Until now I had thought upper case came before lower case in every
language and region (likely I've used the "C" locale for so long that
I've forgotten).  Looking through en_US, en_GB, it_IT, fr_FR I
find that they defer the matter to the "iso14651_t1" file.  This is
the best thing for the East African locales to do as well, since the
countries listed above are those that have set the basis for Latin script
use in the region.


> Sounds good.  I did not understand why you added whitespace (<U0020>)
> to the entries.  Are you sure this is a good idea?

This occurred when month and day names were only two chars in length.
The space is added to aid columnar formatting.  Doing "ls -l" and getting
a ragged list drove me nuts, so I added the space.

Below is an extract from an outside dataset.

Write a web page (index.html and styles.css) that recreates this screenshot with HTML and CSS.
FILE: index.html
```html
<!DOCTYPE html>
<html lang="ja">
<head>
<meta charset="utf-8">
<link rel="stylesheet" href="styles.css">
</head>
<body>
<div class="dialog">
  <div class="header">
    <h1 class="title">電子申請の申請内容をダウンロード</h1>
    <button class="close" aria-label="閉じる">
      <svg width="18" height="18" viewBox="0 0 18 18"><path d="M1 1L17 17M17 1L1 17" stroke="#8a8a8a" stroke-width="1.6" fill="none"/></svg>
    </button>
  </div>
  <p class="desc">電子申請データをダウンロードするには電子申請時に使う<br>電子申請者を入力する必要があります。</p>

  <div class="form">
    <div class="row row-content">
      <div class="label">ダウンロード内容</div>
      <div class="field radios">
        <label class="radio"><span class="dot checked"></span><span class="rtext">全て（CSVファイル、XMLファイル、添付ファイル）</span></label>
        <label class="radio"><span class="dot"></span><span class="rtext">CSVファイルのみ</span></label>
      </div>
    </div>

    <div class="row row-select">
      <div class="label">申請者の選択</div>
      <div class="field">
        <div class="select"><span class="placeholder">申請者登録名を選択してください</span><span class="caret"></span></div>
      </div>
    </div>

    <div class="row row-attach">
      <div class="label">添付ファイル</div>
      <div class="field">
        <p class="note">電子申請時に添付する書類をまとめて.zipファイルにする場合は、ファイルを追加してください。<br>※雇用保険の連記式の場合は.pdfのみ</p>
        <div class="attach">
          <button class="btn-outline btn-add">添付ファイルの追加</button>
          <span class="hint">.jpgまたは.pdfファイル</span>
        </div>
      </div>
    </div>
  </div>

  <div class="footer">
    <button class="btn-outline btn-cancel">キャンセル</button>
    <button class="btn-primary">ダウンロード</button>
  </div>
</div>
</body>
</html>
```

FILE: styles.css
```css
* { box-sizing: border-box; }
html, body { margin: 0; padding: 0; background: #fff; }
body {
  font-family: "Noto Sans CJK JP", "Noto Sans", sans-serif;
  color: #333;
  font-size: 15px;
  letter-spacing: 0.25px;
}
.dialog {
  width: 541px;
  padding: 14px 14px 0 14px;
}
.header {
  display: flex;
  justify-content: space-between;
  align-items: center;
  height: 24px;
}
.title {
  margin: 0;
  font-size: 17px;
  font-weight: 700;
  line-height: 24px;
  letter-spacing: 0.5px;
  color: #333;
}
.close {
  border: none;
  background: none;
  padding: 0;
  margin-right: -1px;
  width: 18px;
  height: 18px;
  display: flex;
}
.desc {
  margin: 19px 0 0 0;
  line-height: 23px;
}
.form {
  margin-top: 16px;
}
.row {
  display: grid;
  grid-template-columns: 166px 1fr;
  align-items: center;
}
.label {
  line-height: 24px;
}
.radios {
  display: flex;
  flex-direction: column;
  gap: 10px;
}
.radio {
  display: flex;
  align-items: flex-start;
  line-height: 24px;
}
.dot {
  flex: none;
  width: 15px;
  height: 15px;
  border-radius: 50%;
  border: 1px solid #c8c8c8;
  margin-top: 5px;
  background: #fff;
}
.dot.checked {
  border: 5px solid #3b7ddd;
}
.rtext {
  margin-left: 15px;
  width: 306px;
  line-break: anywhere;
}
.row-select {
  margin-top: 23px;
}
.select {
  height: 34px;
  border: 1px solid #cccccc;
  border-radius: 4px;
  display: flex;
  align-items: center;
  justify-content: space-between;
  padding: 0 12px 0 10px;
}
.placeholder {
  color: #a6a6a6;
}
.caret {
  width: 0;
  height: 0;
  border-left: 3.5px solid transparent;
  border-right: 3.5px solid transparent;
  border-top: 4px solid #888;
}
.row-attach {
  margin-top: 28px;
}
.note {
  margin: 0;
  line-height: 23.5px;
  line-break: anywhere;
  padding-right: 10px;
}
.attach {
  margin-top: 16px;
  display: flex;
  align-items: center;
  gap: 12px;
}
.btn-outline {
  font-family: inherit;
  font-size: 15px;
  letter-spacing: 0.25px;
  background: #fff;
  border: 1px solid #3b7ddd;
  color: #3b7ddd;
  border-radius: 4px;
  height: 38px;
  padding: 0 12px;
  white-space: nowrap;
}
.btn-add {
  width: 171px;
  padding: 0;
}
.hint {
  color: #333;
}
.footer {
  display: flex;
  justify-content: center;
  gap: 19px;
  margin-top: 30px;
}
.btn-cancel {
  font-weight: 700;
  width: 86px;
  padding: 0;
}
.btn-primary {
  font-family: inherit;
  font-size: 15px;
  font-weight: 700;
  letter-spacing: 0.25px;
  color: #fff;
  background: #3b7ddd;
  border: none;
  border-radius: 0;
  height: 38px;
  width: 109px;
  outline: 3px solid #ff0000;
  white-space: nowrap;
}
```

> Did you check the LC_NUMERIC and LC_MONETARY sections?  How are
> numbers and currency values written in Amharic?  I do not think there
> should be space at the end of int_curr_symbol.  At the very least, it
> should use NO-BREAK SPACE (<U00A0>).

This ending <U0020> is found in most every locale file (even no_NO).  I
think without it the currency name would be contiguous with the digits,
one of your examples would become "NOK1 234,56" instead of "NOK 1 234,56".

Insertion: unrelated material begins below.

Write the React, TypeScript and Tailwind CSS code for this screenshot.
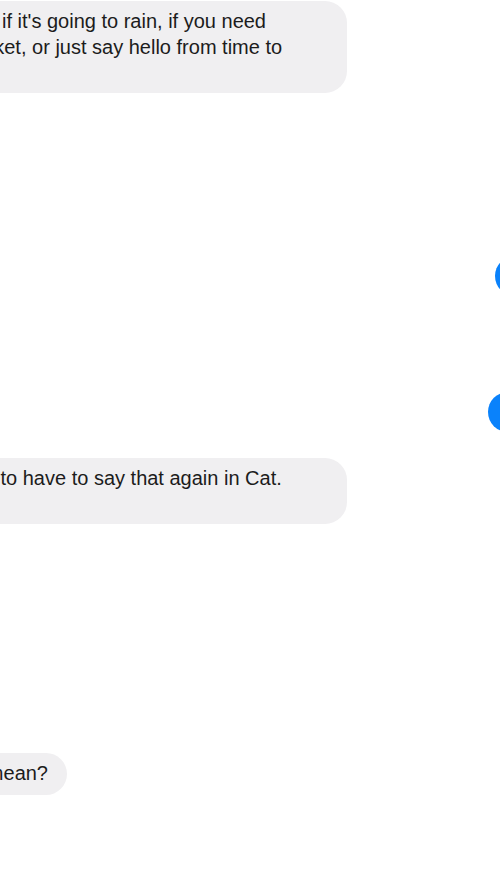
export default function App() {
  return (
    <div className="w-full h-[896px] overflow-hidden bg-white">
      <div className="flex flex-col items-start pt-px text-[20px] leading-[26px] text-[#1c1c1c] font-['Liberation_Sans',Arial,sans-serif]">
        <div className="ml-[-62px] w-[409px] rounded-[22px] bg-[#f0eff1] pl-[14px] py-[7px] whitespace-nowrap">
          them if it's going to rain, if you need
          <br />
          a jacket, or just say hello from time to
          <br />
          time.
        </div>

        <div className="mt-[163px] ml-[495px] w-[220px] rounded-[20px] bg-[#0a82fb] text-white px-[14px] py-[7px] whitespace-nowrap">
          Sure thing!
        </div>

        <div className="mt-[96px] ml-[488px] w-[220px] rounded-[20px] bg-[#0a82fb] text-white px-[14px] py-[7px] whitespace-nowrap">
          Meow meow.
        </div>

        <div className="mt-[26px] ml-[-68px] w-[415px] rounded-[22px] bg-[#f0eff1] pl-[14px] py-[7px] whitespace-nowrap">
          going to have to say that again in Cat.
          <br />
          Mew.
        </div>

        <div className="mt-[229px] ml-[-145px] w-[212px] rounded-[22px] bg-[#f0eff1] pl-[14px] pt-[7px] pb-[9px] whitespace-nowrap">
          What do you mean?
        </div>
      </div>
    </div>
  );
}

> How are the following values written as numbers and currency (using
> both $ and ETB) in Amharic?

As numbers:
  1
  -1
  1,234.56
  -1,234.56
  1,234,567.89
  -1,234,567.89
  12.3456789
  -12.3456789

As currency:
  $1
  -$1
  $1,234.56
  -$1,234.56
  $1,234,567.89
  -$1,234,567.89
  $12.34
  -$12.34

The ETB (or "Birr" in Amharic) is generally not used unless the context
would be ambiguous.  For example, in a government or trade document when
two or more monetary systems are used.

Generally, the time formats and collation is all I actually test.  I
don't know how to test the currency formats or other symbols like
"name_mr", I'll download the latest glibc and look into its testing
tools.  I've otherwise just checked to see that the formatting
strings are typo free.


> And so on...  Do you have a similar list for the languages you are
> working on?  I want to add it to the test scripts in glibc.

I've prepared all of the locales that I am working on here:

  http://yacob.org/yeha-0.20a.tar.gz

which includes:

  aa_DJ
  aa_ER
  aa_ER-Saaho  (Saaho Dialect)
  aa_ET
  am_ET
  gez_ER
  gez_ET
  gez_ER-Abegede  (Alternate Sort Order)
  gez_ET-Abegede  (Alternate Sort Order)
  ti_ER
  ti_ET
  tig_ER
  om_ET
  om_KE
  sid_ET
  so_DJ
  so_ET
  so_KE
  so_SO


These are revised and completely new locales, most are ready for
submission to glibc.  I'll continue reviewing them and welcome
any feedback.  The last trouble spots are:

  om_ET contains code to extend Latin collation, but Ethiopic
  collation then breaks. I can't see why, I could use help here.

  With lang_ab, lang_term, and lang_lib commented out in the "gez",
  "sid" and "tig" locales, they compile fine under my default RH9
  libc-2.3.2 setup.  They should be uncommented for testing in the
  alpha version that would recognize these language tags.